# GIVEN REQUEST
Retype exactly the lines from the line containing "Emit a component" through the line containing "string; name: string;", both included, and nothing more; skip the pictures.

# TASK INPUTS
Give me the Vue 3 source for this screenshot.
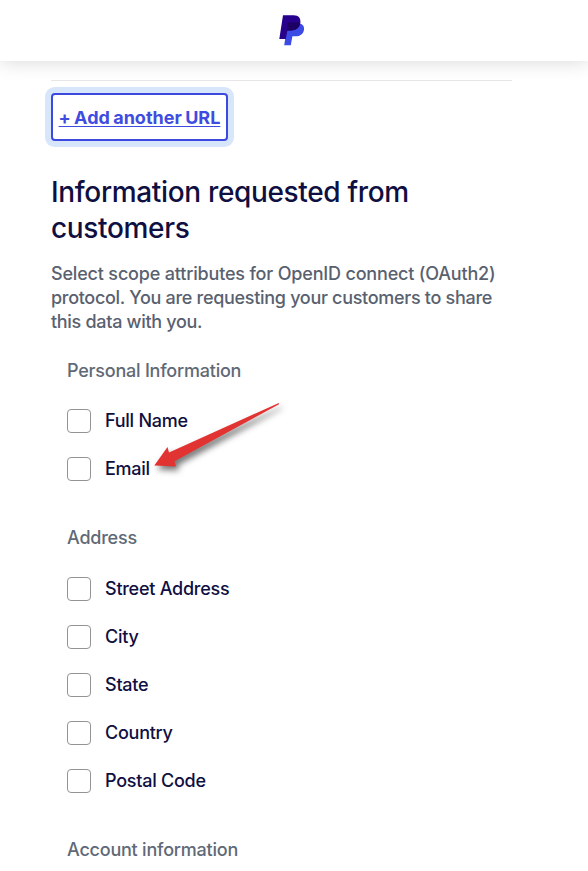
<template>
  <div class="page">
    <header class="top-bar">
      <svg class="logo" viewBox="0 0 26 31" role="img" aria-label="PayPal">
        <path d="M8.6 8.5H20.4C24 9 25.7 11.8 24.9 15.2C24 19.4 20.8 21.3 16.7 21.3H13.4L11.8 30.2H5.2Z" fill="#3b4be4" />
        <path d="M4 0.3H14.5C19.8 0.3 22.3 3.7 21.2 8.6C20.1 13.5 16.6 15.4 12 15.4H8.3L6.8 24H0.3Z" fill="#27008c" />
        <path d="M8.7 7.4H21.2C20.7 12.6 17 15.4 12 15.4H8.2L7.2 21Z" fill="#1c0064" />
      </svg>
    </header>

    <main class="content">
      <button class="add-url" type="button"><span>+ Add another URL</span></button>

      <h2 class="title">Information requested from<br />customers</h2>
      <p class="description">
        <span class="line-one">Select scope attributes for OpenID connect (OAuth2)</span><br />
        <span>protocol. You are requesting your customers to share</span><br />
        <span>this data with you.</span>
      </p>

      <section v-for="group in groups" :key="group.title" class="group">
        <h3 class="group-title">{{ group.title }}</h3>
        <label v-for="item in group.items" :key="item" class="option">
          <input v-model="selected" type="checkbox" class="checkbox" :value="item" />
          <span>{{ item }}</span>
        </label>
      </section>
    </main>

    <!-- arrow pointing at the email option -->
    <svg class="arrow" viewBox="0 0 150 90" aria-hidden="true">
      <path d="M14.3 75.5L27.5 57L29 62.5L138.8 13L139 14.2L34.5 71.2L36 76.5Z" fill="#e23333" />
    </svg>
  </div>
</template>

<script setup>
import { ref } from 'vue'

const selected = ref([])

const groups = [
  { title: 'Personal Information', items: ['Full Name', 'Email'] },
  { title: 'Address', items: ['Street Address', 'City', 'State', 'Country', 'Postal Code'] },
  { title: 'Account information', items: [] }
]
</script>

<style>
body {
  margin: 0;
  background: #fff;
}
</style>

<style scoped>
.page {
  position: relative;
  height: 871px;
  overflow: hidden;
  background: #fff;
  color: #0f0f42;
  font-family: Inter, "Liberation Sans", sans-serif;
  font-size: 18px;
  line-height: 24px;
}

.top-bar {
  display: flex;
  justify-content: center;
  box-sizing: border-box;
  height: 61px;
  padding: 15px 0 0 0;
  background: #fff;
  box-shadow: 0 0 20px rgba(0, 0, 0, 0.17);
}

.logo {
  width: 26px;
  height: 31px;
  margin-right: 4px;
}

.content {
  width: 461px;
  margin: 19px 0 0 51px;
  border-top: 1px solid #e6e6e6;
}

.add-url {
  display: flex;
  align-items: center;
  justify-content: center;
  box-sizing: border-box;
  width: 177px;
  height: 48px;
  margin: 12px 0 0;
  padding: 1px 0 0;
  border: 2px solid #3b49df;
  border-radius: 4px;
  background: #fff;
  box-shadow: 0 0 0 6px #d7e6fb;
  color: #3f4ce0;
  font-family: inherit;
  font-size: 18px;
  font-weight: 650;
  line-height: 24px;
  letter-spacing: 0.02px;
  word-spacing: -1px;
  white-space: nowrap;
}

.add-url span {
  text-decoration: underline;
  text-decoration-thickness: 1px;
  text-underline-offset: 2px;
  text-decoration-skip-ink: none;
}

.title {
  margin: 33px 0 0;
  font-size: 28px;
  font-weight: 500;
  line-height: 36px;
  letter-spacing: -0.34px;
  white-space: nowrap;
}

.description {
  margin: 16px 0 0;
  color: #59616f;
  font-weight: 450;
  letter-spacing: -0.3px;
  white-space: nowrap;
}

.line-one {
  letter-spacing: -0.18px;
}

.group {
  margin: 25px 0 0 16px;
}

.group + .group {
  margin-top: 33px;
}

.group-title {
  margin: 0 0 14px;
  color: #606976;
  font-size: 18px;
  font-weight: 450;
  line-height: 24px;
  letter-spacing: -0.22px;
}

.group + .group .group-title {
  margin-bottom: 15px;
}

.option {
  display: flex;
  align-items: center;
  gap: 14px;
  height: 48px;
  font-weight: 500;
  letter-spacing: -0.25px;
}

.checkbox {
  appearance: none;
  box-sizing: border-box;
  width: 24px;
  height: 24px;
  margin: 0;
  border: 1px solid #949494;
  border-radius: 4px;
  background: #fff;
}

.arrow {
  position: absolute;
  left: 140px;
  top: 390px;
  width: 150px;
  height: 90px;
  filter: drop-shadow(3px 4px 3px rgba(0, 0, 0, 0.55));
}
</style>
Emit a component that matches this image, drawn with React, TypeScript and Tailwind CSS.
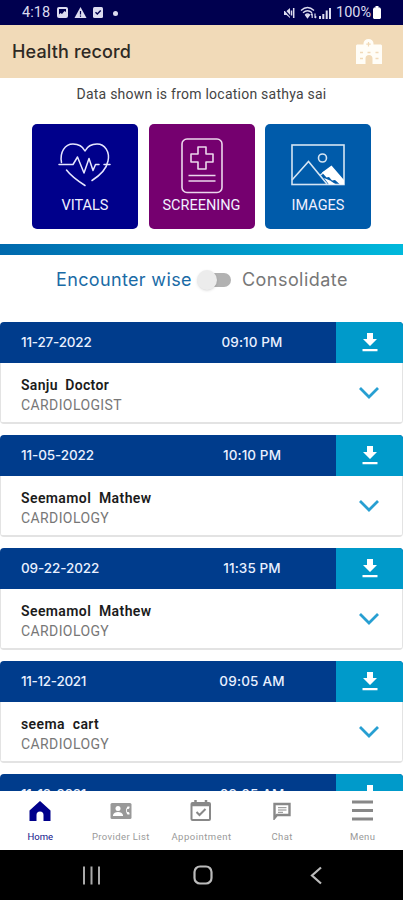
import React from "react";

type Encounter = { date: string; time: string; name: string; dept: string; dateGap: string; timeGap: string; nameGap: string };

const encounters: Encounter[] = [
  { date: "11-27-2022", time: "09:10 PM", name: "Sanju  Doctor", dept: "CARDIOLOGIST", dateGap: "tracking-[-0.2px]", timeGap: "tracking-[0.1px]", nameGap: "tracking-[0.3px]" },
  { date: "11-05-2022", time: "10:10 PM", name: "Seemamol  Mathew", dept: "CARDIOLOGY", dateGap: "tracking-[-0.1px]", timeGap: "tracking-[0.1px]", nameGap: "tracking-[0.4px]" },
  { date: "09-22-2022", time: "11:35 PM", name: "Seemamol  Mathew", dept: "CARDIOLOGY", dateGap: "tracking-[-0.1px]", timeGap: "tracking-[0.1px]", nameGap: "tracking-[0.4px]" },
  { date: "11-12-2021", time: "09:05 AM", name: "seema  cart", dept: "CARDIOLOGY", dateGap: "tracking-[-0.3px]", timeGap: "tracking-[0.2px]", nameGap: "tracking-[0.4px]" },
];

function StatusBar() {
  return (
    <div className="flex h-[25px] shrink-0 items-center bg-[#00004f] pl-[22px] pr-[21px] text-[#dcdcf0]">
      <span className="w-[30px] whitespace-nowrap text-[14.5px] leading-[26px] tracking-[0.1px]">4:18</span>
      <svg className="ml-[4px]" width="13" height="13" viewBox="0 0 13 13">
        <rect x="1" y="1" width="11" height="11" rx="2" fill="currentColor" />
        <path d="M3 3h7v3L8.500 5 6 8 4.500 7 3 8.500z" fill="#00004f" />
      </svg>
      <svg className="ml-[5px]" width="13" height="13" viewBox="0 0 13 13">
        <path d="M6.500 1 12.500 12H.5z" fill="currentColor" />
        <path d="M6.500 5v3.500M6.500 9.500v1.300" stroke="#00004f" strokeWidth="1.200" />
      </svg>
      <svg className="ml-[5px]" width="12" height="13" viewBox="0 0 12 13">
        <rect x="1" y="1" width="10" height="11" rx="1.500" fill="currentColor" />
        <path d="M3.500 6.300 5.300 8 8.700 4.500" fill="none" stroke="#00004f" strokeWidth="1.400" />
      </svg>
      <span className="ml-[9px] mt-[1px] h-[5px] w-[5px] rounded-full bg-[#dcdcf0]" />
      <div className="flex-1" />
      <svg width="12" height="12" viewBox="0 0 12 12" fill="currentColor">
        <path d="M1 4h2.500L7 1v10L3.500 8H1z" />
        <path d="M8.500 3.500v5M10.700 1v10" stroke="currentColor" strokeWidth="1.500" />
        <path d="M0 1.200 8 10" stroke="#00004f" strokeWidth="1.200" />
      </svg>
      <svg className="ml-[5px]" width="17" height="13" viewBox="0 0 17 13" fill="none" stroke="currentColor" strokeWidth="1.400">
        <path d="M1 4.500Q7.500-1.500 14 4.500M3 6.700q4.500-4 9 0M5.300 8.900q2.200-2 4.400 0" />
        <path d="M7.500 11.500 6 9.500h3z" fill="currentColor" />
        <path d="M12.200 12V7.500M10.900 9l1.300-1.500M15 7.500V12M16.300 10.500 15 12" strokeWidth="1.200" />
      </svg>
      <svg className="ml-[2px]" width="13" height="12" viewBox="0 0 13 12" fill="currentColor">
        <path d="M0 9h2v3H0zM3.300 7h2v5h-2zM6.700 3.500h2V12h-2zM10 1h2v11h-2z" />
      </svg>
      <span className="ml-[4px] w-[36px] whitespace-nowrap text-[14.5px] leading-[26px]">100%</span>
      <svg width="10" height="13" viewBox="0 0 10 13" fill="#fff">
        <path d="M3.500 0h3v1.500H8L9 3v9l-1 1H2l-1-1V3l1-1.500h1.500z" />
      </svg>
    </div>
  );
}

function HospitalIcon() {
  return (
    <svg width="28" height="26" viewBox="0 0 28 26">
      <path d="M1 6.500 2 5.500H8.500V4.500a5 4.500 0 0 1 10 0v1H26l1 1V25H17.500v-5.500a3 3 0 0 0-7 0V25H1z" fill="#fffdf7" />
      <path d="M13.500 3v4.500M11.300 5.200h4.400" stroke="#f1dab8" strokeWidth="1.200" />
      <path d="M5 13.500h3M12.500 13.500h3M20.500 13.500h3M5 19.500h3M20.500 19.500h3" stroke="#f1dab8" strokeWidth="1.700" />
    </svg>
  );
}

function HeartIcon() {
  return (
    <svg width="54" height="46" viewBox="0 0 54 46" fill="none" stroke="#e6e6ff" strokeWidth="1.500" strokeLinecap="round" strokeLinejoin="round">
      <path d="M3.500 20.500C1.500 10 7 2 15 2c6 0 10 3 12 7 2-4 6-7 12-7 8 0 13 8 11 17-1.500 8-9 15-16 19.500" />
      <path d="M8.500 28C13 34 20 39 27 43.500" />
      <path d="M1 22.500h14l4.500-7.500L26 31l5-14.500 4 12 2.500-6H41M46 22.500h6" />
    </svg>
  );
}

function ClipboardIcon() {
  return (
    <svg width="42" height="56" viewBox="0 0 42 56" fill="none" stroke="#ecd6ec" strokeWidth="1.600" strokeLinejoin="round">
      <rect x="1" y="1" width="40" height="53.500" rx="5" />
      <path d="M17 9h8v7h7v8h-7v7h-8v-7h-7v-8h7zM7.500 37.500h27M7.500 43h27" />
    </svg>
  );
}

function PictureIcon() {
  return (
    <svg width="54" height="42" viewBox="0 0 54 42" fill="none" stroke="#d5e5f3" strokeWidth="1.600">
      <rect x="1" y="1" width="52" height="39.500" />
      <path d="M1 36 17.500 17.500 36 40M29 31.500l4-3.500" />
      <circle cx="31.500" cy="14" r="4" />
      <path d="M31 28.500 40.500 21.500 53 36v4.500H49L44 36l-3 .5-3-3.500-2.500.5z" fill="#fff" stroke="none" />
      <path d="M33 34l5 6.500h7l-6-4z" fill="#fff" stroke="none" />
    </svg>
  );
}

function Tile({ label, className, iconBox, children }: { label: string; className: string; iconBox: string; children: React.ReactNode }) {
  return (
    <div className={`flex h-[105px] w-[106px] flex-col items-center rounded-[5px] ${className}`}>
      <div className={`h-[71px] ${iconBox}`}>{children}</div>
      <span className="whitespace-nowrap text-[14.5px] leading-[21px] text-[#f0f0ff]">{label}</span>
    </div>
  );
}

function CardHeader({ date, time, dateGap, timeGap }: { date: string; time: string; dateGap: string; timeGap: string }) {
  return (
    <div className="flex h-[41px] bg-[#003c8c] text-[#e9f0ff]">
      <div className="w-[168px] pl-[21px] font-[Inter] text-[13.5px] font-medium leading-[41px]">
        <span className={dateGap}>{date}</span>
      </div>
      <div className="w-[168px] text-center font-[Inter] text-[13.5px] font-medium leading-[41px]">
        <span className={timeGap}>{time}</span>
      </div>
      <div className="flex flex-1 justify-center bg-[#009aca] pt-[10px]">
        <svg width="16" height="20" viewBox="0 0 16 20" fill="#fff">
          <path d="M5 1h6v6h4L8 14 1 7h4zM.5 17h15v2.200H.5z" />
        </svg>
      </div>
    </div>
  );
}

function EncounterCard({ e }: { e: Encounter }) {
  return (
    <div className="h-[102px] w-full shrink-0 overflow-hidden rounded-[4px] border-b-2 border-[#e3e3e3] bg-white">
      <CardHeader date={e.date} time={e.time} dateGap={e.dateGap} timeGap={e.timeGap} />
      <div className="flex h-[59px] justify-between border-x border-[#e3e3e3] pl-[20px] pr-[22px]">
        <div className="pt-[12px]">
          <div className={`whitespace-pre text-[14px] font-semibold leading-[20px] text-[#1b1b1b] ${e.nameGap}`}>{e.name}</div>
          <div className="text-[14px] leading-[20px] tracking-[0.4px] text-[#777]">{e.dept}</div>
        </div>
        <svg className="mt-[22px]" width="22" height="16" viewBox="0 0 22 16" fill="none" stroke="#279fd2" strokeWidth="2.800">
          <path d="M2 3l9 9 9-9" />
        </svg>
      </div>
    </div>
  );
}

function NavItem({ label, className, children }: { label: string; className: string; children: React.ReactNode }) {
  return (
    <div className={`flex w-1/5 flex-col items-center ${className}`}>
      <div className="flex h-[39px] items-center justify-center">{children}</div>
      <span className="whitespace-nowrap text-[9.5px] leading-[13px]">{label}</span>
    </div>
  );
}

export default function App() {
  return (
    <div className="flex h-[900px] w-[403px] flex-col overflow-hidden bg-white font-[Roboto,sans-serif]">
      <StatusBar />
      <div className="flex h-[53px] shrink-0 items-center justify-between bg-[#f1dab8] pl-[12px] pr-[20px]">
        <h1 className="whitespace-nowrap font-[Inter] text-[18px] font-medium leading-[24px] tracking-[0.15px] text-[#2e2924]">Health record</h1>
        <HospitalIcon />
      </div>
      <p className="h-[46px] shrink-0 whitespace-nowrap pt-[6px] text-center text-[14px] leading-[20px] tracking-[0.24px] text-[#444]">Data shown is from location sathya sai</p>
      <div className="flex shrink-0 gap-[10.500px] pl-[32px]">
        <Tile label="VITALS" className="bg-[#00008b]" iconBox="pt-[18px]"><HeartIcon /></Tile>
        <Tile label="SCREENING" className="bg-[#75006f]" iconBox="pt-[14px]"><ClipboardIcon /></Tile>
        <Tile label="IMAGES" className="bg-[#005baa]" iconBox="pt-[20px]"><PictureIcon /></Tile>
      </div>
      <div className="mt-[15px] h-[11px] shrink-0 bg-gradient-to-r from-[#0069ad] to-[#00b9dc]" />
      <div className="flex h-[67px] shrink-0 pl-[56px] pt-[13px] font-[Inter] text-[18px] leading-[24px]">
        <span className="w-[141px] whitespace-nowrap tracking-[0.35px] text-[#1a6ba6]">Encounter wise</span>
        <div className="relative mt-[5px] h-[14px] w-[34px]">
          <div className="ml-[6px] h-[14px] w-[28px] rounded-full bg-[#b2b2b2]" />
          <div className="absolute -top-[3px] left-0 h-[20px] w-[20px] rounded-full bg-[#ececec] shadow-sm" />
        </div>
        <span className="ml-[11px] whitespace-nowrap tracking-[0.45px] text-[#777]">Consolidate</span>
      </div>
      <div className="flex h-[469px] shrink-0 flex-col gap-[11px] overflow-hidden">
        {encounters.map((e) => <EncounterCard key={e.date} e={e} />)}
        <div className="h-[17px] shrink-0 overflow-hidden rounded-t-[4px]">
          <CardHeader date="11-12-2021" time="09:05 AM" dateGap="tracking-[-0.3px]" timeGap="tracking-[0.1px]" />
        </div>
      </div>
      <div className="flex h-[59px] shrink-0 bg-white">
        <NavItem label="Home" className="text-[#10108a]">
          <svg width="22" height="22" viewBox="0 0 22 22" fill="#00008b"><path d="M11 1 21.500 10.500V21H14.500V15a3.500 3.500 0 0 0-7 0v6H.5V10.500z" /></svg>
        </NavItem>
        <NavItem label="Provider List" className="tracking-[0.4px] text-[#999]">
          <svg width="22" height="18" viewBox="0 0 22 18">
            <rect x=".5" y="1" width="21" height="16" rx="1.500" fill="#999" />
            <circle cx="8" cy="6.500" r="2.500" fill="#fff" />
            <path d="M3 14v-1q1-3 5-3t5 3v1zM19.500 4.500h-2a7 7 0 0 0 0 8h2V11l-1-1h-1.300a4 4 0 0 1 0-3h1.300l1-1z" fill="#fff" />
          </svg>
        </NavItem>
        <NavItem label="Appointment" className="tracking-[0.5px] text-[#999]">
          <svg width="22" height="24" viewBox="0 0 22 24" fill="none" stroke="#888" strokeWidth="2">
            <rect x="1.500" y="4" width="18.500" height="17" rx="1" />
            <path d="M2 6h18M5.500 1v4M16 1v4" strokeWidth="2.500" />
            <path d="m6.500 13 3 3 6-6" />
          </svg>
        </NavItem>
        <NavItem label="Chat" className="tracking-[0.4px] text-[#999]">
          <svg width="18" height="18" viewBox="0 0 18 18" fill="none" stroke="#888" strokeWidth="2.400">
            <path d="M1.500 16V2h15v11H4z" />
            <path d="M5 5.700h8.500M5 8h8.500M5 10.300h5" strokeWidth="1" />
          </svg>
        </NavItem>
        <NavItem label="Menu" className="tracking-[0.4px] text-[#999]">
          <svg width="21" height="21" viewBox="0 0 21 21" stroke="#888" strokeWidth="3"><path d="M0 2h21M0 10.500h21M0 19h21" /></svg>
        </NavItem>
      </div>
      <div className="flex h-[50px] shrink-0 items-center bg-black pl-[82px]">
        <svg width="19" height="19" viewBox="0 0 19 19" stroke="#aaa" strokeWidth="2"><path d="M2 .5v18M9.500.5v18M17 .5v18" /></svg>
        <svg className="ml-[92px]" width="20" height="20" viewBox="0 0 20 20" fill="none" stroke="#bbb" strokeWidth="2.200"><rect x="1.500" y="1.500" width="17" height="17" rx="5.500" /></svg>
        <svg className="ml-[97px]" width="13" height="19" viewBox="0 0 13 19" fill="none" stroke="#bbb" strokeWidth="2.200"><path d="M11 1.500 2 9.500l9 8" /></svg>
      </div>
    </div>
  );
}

# FULL OUTPUT
Emit a component that matches this image, drawn with React, TypeScript and Tailwind CSS.
import React from "react";

type Encounter = { date: string; time: string; name: string; dept: string; dateGap: string; timeGap: string; nameGap: string };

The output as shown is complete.